First Generation
First Generation, a portraiture and storytelling project that explores the lives of queer first-generation (adult) children of immigrants. The work examines the tension between family expectations — shaped by sacrifice, assimilation, and cultural continuity — and the insistence on living authentically.
First Generation will extend my portraiture and community-based practice by creating visual and narrative archives that bring these layered stories into the light. I will photograph and interview queer first-generation Portlanders, documenting how they negotiate belonging, identity, and visibility across multiple cultural contexts.
Some of the artistic questions I’m exploring are - In what ways do the complexities of migration, family sacrifice, and cultural expectation influence how queer first-generation adult-children understand themselves and their queerness? How do queerness and cultural inheritance intersect to form — or fracture — a sense of identity and belonging?
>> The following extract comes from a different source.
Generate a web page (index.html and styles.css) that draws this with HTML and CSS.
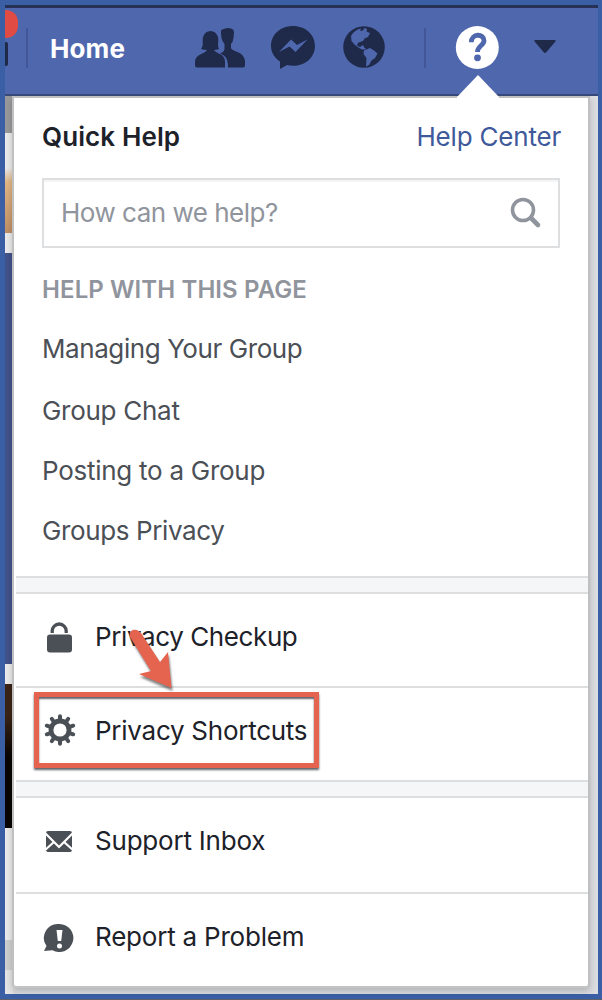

What new forms of cultural expression and kinship emerge when these stories are shared?
The series is designed to surface these tensions and dualities directly. Each participant is photographed twice: first, in the attire they would wear to a family function — drawing out the emotions tied to duty, heritage, and cultural expectation. Then again, in what they might wear to a Pride party — evoking the feelings of liberation, joy, and visibility that queerness brings. These paired portraits, alongside personal narratives, create a layered archive that honors the complexity of holding both worlds at once.